During all-hands calls with employees, First Citizens repeatedly said it wanted to keep the “secret sauce” of SVB that made it a brand name in the tech sector. But multiple laid-off employees said they felt they were frozen out of decision-making and communications in the wake of the acquisition. 

“Typically within SVB, we are a very close-knit community, and we get an almost overcommunication of things happening,” said one former senior risk-management employee. “But things went really silent.” 

For example, the senior employee said they were locked out from viewing customer relationship software in the aftermath of the acquisition.

Employees describe a “war room” of sorts that featured top First Citizens leaders huddled with staff, including Phil Cox, SVB’s chief operating officer, who was one of the only C-suite executives to keep their position after the bank’s collapse. 

They also described a culture clash over the past two months as First Citizens took over the assets of Silicon Valley Bank, which had been a primary financial engine for the West Coast-centered startup ecosystem for decades.

Employees cited swift changes to benefit programs, differences in lending strategy and portfolios and political differences between the progressive Bay Area workforce and First Citizens ownership. 

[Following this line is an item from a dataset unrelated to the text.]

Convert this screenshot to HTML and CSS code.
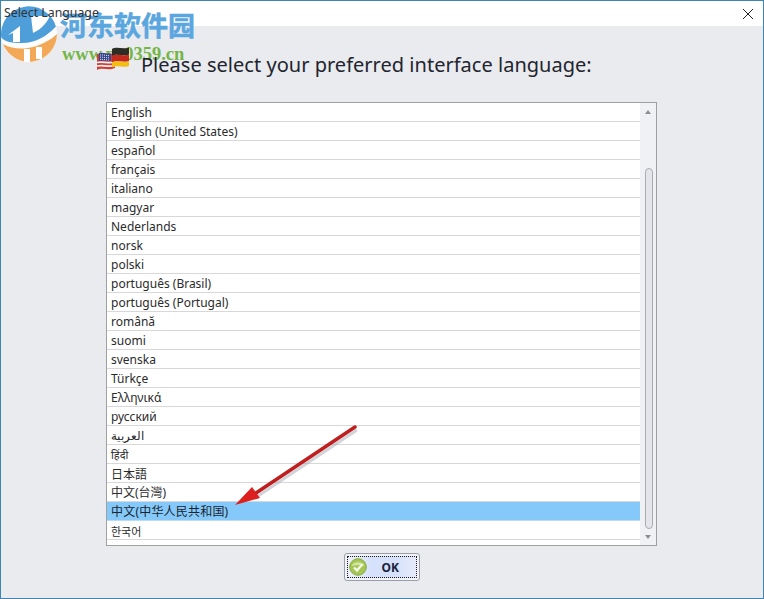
FILE: index.html
```html
<!DOCTYPE html>
<html lang="en">
<head>
<meta charset="utf-8">
<title>Select Language</title>
<link rel="stylesheet" href="styles.css">
</head>
<body>
<div class="window">
  <header class="titlebar">
    <span class="title">Select Language</span>
    <svg class="close" width="12" height="12" viewBox="0 0 12 12"><path d="M1 1L11 11M11 1L1 11" stroke="#222" stroke-width="1" fill="none"/></svg>
  </header>
  <main class="content">
    <div class="heading">
      <svg class="flags" width="34" height="26" viewBox="0 0 34 26">
        <path d="M1 8C7 6 12 9 19 7L19 22C12 25 7 21 1 24Z" fill="#cf3f3a"/>
        <path d="M1 16.500C7 15 12 18 19 16M1 20C7 18.500 12 21.500 19 19.500" stroke="#f6f1ec" stroke-width="1.700" fill="none"/>
        <path d="M3 7C7 6 11 8 15 7.500L15 15C11 15.500 7 13.500 3 15Z" fill="#34478f"/>
        <path d="M4 9C7 8.500 11 10 14 9.500M4 11.200C7 10.700 11 12.200 14 11.700M4 13.400C7 12.900 11 14.400 14 13.900" stroke="#e4e8f4" stroke-width="1" stroke-dasharray="1 1" fill="none"/>
        <path d="M16 3C21 0 27 4 33 1.500L33 8.500C27 11 21 7 16 10Z" fill="#2c2e26"/>
        <path d="M16 10C21 7 27 11 33 8.500L33 15C27 17.500 21 13.500 16 16.500Z" fill="#c3291c"/>
        <path d="M16 16.500C21 13.500 27 17.500 33 15L33 20C27 22.500 21 18.500 16 21.500Z" fill="#f3bd18"/>
      </svg>
      <h1 class="prompt">Please select your preferred interface language:</h1>
    </div>
    <div class="listbox">
      <ul class="items">
        <li class="item">English</li>
        <li class="item">English (United States)</li>
        <li class="item">español</li>
        <li class="item">français</li>
        <li class="item">italiano</li>
        <li class="item">magyar</li>
        <li class="item">Nederlands</li>
        <li class="item">norsk</li>
        <li class="item">polski</li>
        <li class="item">português (Brasil)</li>
        <li class="item">português (Portugal)</li>
        <li class="item">română</li>
        <li class="item">suomi</li>
        <li class="item">svenska</li>
        <li class="item">Türkçe</li>
        <li class="item">Ελληνικά</li>
        <li class="item">русский</li>
        <li class="item arabic">العربية</li>
        <li class="item hindi">हिंदी</li>
        <li class="item cjk-jp">日本語</li>
        <li class="item cjk-tc">中文(台灣)</li>
        <li class="item cjk-sc selected">中文(中华人民共和国)</li>
        <li class="item cjk-kr">한국어</li>
      </ul>
      <div class="scrollbar">
        <span class="arrow up"></span>
        <span class="thumb"></span>
        <span class="arrow down"></span>
      </div>
    </div>
    <div class="actions">
      <button class="ok" type="button">
        <span class="ok-inner">
          <svg class="ok-icon" width="18" height="18" viewBox="0 0 18 18">
            <circle cx="9" cy="9" r="8.300" fill="#a5c655" stroke="#86ac3c"/>
            <path d="M2.500 8A7 6 0 0 1 15.500 8C11 6.500 7 7 2.500 8Z" fill="#d3e6a4"/>
            <path d="M5 9.500L8 12.500L13.500 6" stroke="#f4f8e6" stroke-width="2.400" fill="none"/>
          </svg>
          <span class="ok-label">OK</span>
        </span>
      </button>
    </div>
  </main>
  <svg class="arrow-note" width="130" height="90" viewBox="0 0 130 90">
    <path d="M123 4L24 70" stroke="#9aa2aa" stroke-width="3" opacity=".45" transform="translate(2 3)"/>
    <path d="M123 4L24 70" stroke="#c01f1f" stroke-width="3.500" stroke-linecap="round"/>
    <path d="M3 82L20 64L28 75Z" fill="#dc1f1f"/>
  </svg>
  <div class="watermark">
    <svg class="wm-logo" width="60" height="60" viewBox="0 0 60 60">
      <circle cx="29" cy="29" r="28" fill="#fff" opacity=".9"/>
      <path d="M1.200 32.500A28 28 0 0 1 55.900 21.500C47 31 36 38 22 38C12 38 5 37 1.200 32.500Z" fill="#4d9ed9"/>
      <path d="M3 39C12 44 20 44 28 43C38 41.500 50 36 57 29A28 28 0 0 1 3 39Z" fill="#f2a857"/>
      <path d="M24 44H30V57H24ZM36 42H42V54H36Z" fill="#fff"/>
      <path d="M20 21L20 37L13 37L13 28L8 30Z" fill="#fff"/>
      <path d="M31 11H50C47 17 42 24 33 28Z" fill="#fff"/>
    </svg>
    <span class="wm-name">河东软件园</span>
    <span class="wm-url">www.pc0359.cn</span>
  </div>
</div>
</body>
</html>
```
FILE: styles.css
```css
* { box-sizing: border-box; }
html, body { margin: 0; padding: 0; }
body {
  width: 764px;
  height: 599px;
  overflow: hidden;
  font-family: "Noto Sans", "Open Sans", sans-serif;
  background: #e9ebef;
}
.window {
  position: relative;
  width: 764px;
  height: 599px;
  display: flex;
  flex-direction: column;
  border: 1px solid #3d86b4;
}
.titlebar {
  height: 25px;
  flex: none;
  background: #fff;
  display: flex;
  align-items: center;
  justify-content: space-between;
  padding: 0 9px 0 3px;
}
.title {
  position: relative;
  z-index: 2;
  font: 12.300px/22px "Noto Sans", sans-serif;
  color: #333;
  margin-top: -1px;
}
.content {
  flex: 1;
  display: flex;
  flex-direction: column;
  align-items: flex-start;
  padding: 19px 0 0 105px;
}
.heading {
  position: relative;
  z-index: 2;
  width: 551px;
  height: 57px;
  display: flex;
  align-items: flex-start;
  flex: none;
}
.flags { margin: 1px 0 0 -10px; flex: none; }
.prompt {
  margin: 6px 0 0 11px;
  font: 400 20px/28px "Noto Sans", sans-serif;
  letter-spacing: 0.020px;
  color: #22242e;
  white-space: nowrap;
}
.listbox {
  width: 551px;
  height: 444px;
  flex: none;
  display: flex;
  border: 1px solid #a0a0a0;
  background: #f0f1f4;
}
.items {
  list-style: none;
  margin: 0;
  padding: 0;
  width: 533px;
  height: 100%;
  background: #fff;
}
.item {
  height: 19px;
  padding-left: 4px;
  border-bottom: 1px solid #d8d8d8;
  font: 12px/20px "Noto Sans", "Noto Sans CJK SC", sans-serif;
  color: #2b2b2b;
  white-space: nowrap;
}
.arabic { font-size: 11.500px; }
.hindi { font-size: 11px; }
.cjk-jp { font-family: "Noto Sans CJK JP", sans-serif; }
.cjk-tc { font-family: "Noto Sans", "Noto Sans CJK TC", sans-serif; }
.cjk-sc { font-family: "Noto Sans", "Noto Sans CJK SC", sans-serif; letter-spacing: 0.200px; }
.cjk-kr { font-family: "Noto Sans CJK KR", sans-serif; font-size: 11px; }
.selected { background: #84c9f9; border-bottom-color: #bcdcf3; color: #1c2430; }
.scrollbar {
  flex: 1;
  position: relative;
  display: flex;
  flex-direction: column;
  align-items: center;
  justify-content: space-between;
  padding: 7px 0 6px;
}
.thumb {
  position: absolute;
  top: 65px;
  bottom: 16px;
  left: 5px;
  width: 8px;
  background: #e3e5ea;
  border: 1px solid #a9abb1;
  border-radius: 4px;
}
.arrow { width: 0; height: 0; border-left: 3px solid transparent; border-right: 3px solid transparent; }
.up { border-bottom: 4px solid #8a8d94; }
.down { border-top: 4px solid #8a8d94; }
.actions {
  flex: none;
  width: 551px;
  display: flex;
  justify-content: center;
  padding: 7px 0 0 0;
}
.ok {
  width: 76px;
  height: 28px;
  padding: 2px;
  border: 1px solid #9a9ea8;
  border-radius: 3px;
  background: #f1f3f8;
}
.ok-inner {
  display: flex;
  align-items: center;
  width: 100%;
  height: 100%;
  border: 1px dotted #1c1c1c;
  background: linear-gradient(90deg, #eef1fa, #d6e1fb 35%, #d6e1fb 70%, #e6ebfa);
}
.ok-icon { margin-left: 1px; flex: none; }
.ok-label {
  margin-left: 15px;
  font: 700 12px "Noto Sans", sans-serif;
  color: #1b2340;
}
.arrow-note { position: absolute; left: 231px; top: 422px; }
.watermark {
  position: absolute;
  left: -1px;
  top: 4px;
  width: 210px;
  height: 60px;
  pointer-events: none;
}
.wm-logo { position: absolute; left: 0; top: 0; }
.wm-name {
  position: absolute;
  left: 60px;
  top: 5px;
  font: 700 27px/30px "Noto Sans CJK SC", sans-serif;
  -webkit-text-stroke: 0.500px #5aa6de;
  color: #5aa6de;
}
.wm-url {
  position: absolute;
  left: 62px;
  top: 38px;
  font: 700 18.500px/22px "Liberation Serif", serif;
  color: #74b548;
}
```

In First Citizens’ earnings call earlier this month, bank executives said they expected to reduce costs through “consolidation of redundant or duplicate back office processes in systems as we do remain focused on supporting the existing frontline of business and their clients.”

In the earnings call, First Citizens executives also touched on the attrition that the company has seen from its ranks and said it expects to spend around $390 million on “personnel-related” expenses, including retention packages. 

“As with any combination of discounts, some level of associate turnover in deposit and client churn is expected,” Holding said on the May earnings call. 

First Citizens recently filed a federal lawsuit against HSBC and a number of former SVB employees claiming the group “engineered a scheme to plunder” top SVB talent and company secrets in a plan called “Project Colony.”

The roughly 40 employees who jumped ship for HSBC are part of a growing number of bankers who have left for rival firms—including JPMorgan Chase, Stifel and Moelis and Company—looking to build their own technology and startup-focused banking practices. 

“It was pretty clear to me that [First Citizens Bank] is a very different culture,” said the former SVB director. “The SVB I used to work for, that SVB doesn’t really exist anymore. I was in a kind of place where I was thinking about moving on. So, for me, it’s a sign from the universe.”